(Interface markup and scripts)
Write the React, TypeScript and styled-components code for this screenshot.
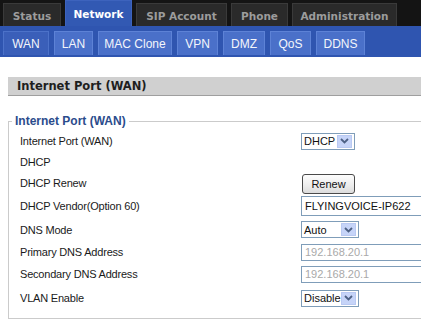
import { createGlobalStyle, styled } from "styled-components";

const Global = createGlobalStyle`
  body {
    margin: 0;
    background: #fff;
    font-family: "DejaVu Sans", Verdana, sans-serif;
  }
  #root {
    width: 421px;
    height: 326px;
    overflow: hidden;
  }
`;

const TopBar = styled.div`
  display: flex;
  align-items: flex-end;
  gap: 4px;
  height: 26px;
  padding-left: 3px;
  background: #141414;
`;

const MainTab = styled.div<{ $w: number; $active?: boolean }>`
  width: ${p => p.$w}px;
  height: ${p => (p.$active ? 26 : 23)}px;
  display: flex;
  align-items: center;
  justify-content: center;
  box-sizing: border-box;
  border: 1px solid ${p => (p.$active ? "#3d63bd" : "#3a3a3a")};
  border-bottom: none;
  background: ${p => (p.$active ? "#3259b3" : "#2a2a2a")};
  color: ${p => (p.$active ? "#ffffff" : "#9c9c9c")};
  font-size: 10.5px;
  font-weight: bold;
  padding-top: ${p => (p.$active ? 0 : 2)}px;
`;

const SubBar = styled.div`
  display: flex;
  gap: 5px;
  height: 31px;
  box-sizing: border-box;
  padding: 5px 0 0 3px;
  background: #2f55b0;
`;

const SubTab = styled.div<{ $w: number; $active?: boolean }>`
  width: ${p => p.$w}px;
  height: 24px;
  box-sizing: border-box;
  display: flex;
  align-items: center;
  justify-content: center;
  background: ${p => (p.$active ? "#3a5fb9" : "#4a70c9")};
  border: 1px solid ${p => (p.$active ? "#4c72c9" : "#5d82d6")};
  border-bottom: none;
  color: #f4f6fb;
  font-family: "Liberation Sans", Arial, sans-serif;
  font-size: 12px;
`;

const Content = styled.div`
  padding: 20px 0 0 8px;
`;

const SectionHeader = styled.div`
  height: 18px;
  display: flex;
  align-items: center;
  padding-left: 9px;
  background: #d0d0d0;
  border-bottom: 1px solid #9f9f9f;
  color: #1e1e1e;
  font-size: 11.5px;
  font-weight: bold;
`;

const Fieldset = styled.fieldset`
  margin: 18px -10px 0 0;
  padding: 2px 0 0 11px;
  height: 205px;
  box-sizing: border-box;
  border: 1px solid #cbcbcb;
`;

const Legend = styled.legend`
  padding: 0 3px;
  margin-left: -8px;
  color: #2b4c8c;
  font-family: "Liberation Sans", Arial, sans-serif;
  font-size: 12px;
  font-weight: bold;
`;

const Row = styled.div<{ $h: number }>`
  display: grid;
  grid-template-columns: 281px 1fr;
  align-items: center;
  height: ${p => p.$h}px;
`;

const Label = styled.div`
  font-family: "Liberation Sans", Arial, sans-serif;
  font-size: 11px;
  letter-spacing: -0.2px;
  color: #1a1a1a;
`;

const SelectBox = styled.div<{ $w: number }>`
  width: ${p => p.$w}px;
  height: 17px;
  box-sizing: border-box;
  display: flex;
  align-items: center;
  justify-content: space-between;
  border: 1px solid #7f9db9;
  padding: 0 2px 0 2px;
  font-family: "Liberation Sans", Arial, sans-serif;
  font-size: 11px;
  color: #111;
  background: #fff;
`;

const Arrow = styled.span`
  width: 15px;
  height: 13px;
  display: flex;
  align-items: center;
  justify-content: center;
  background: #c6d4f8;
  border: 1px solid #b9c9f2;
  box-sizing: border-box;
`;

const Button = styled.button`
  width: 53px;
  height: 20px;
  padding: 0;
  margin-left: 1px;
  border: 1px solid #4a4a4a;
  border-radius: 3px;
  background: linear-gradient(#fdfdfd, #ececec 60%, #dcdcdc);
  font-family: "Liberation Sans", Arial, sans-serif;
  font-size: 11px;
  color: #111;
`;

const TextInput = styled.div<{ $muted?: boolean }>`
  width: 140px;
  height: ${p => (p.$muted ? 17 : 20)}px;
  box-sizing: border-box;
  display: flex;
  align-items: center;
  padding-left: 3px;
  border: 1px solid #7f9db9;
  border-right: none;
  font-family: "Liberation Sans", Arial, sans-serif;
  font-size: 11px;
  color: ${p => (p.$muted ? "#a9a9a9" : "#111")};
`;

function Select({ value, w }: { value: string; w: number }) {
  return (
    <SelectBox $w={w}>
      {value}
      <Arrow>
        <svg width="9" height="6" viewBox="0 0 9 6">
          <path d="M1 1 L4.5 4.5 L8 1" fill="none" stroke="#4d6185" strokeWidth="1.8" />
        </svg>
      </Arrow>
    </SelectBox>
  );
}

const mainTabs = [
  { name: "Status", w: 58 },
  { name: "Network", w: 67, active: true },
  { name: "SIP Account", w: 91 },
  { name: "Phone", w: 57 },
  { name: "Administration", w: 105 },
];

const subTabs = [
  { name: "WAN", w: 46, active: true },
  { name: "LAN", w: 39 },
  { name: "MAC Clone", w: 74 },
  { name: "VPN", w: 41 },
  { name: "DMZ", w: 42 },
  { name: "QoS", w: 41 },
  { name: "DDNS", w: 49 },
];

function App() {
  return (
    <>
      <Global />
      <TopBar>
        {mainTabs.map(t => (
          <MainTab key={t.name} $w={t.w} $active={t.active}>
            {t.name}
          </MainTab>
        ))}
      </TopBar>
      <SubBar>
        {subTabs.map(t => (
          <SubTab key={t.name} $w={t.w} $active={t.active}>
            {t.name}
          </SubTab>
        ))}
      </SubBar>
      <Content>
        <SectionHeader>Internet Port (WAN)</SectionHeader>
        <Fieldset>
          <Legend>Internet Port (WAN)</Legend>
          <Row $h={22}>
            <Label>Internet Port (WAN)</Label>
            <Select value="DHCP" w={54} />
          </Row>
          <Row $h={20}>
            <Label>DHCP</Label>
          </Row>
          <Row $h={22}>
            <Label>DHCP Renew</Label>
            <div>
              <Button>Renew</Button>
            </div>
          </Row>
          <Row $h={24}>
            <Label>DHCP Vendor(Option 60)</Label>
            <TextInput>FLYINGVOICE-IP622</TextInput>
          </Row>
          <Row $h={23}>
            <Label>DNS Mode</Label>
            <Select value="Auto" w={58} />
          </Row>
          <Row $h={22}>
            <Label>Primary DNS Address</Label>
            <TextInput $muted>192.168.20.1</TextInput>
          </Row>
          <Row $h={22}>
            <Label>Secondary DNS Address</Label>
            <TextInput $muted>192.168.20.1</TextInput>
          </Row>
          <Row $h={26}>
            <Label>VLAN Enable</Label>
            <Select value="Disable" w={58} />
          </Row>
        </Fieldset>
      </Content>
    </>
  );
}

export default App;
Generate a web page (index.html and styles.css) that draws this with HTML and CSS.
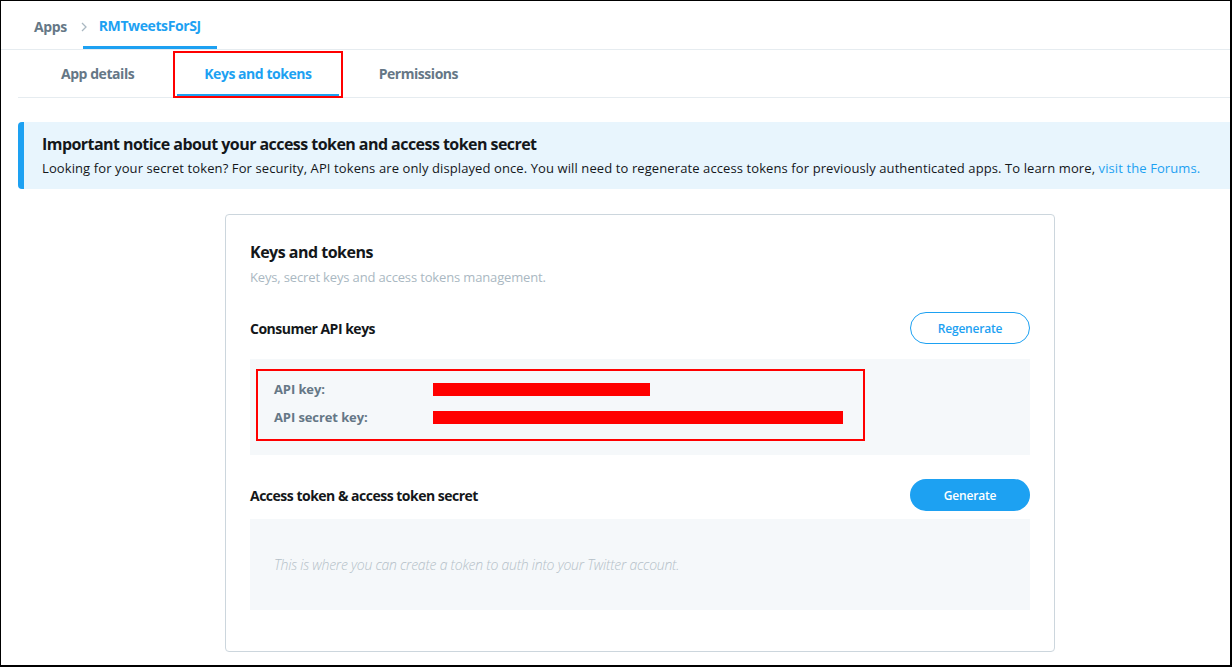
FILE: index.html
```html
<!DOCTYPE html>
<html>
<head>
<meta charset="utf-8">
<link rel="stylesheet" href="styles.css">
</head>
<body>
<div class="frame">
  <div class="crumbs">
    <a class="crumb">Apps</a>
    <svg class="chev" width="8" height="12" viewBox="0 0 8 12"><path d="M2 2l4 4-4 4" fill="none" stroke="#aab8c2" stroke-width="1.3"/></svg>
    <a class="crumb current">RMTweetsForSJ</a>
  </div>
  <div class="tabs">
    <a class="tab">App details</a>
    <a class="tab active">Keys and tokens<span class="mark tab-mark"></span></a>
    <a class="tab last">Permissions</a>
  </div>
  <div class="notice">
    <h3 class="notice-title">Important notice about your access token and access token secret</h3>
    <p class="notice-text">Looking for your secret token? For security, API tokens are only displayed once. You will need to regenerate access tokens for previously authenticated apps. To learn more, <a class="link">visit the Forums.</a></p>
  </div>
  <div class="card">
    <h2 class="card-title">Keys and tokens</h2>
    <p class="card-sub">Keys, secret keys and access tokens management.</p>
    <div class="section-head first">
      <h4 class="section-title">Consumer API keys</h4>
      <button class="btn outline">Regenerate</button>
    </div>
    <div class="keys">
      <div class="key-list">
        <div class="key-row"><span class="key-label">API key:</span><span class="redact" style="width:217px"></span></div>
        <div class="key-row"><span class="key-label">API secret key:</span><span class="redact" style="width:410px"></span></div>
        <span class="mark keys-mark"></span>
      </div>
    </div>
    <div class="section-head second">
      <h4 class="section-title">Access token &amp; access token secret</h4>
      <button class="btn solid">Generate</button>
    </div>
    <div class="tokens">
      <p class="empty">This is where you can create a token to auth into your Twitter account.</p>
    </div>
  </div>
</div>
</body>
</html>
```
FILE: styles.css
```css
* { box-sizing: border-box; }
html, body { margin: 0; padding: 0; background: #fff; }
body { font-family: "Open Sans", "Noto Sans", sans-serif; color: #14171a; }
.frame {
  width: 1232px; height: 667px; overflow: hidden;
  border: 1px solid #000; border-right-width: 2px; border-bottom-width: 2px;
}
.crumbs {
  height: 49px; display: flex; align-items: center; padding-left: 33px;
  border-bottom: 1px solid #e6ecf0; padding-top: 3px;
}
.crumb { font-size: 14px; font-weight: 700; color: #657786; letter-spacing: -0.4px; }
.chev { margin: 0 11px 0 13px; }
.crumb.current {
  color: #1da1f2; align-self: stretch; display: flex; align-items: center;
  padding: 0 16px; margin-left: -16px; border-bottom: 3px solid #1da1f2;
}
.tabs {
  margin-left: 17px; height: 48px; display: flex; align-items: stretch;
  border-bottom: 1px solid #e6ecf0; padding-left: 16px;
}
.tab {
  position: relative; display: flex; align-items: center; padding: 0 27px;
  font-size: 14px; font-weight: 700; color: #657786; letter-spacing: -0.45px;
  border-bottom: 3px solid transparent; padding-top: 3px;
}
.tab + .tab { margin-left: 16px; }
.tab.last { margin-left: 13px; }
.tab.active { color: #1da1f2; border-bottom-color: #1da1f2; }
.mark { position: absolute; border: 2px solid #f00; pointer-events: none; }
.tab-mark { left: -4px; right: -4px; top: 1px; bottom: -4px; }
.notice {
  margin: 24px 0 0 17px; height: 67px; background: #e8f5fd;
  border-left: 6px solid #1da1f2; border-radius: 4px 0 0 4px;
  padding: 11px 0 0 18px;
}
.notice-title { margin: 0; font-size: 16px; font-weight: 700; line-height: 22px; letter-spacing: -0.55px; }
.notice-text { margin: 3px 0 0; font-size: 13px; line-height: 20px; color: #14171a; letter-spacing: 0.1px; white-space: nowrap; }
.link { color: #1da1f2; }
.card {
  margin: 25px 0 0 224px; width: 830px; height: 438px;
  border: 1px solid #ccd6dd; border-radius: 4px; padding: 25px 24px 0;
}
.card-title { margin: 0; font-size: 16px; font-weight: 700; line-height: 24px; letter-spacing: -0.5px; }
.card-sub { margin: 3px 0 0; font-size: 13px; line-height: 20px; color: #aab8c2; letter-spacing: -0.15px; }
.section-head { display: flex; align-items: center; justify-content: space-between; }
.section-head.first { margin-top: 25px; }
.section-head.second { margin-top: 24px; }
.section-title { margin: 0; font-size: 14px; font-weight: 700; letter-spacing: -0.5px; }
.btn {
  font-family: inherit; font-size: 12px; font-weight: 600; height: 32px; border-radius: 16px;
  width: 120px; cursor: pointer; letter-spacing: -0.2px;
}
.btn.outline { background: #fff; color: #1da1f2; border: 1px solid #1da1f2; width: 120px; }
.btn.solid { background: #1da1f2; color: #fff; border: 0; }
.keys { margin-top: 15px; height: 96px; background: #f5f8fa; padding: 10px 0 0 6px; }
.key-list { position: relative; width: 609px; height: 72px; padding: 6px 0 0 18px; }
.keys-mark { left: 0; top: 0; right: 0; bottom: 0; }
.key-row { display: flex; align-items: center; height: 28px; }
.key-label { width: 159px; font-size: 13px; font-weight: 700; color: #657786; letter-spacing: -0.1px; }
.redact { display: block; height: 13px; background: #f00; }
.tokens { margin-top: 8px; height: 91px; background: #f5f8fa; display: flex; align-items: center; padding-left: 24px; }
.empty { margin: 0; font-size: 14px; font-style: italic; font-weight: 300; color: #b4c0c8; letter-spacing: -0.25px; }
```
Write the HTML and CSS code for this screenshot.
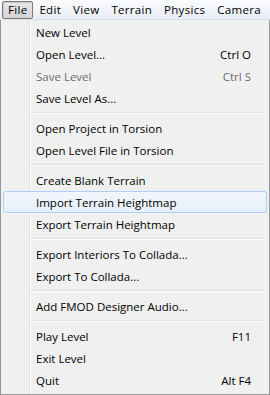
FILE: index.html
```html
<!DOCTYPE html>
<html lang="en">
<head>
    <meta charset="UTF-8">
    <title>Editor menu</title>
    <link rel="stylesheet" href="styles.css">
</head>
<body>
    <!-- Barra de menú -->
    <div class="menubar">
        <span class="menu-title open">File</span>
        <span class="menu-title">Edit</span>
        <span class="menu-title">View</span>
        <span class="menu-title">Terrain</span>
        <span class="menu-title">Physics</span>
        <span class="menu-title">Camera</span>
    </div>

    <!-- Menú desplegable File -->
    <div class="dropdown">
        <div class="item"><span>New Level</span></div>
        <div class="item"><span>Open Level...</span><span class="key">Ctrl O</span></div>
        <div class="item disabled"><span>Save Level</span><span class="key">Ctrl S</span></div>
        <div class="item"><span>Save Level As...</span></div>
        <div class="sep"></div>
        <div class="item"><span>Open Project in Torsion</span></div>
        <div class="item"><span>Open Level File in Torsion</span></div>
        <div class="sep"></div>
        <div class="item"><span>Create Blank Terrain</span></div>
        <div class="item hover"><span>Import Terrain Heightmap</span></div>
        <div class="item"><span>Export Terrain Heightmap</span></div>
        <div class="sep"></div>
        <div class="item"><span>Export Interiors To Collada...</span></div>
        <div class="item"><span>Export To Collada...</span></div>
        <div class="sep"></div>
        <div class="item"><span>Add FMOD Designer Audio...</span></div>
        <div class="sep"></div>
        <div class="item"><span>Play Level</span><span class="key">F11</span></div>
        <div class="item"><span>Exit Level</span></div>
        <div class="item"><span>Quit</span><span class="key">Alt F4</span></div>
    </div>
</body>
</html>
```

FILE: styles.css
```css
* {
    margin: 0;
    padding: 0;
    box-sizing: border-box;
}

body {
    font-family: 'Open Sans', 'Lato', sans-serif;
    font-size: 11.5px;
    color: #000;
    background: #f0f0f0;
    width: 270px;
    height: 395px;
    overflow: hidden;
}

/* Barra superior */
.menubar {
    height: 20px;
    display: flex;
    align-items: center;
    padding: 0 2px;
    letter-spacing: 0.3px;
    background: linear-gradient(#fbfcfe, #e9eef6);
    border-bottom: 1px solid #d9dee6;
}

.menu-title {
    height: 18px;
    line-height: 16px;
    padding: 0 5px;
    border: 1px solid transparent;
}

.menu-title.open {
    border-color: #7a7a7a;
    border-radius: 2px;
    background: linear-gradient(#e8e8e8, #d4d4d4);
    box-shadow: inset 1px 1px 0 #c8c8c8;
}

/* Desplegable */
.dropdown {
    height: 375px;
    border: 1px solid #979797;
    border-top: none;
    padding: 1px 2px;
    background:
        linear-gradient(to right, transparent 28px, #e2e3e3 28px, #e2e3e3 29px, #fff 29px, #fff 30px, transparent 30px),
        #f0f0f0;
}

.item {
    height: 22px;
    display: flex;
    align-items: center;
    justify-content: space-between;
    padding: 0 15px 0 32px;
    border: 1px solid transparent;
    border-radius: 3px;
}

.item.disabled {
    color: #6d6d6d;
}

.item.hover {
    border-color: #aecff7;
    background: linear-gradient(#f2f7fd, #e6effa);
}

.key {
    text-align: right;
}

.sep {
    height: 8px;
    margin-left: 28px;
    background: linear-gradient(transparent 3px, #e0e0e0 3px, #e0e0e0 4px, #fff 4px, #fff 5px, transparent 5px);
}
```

SET EXERCISE. Gather all lines of the records that include the word "screenshot".

SOLUTION FOR THIS PROBLEM.
Write the React, TypeScript and styled-components code for this screenshot.
Write the HTML and CSS code for this screenshot.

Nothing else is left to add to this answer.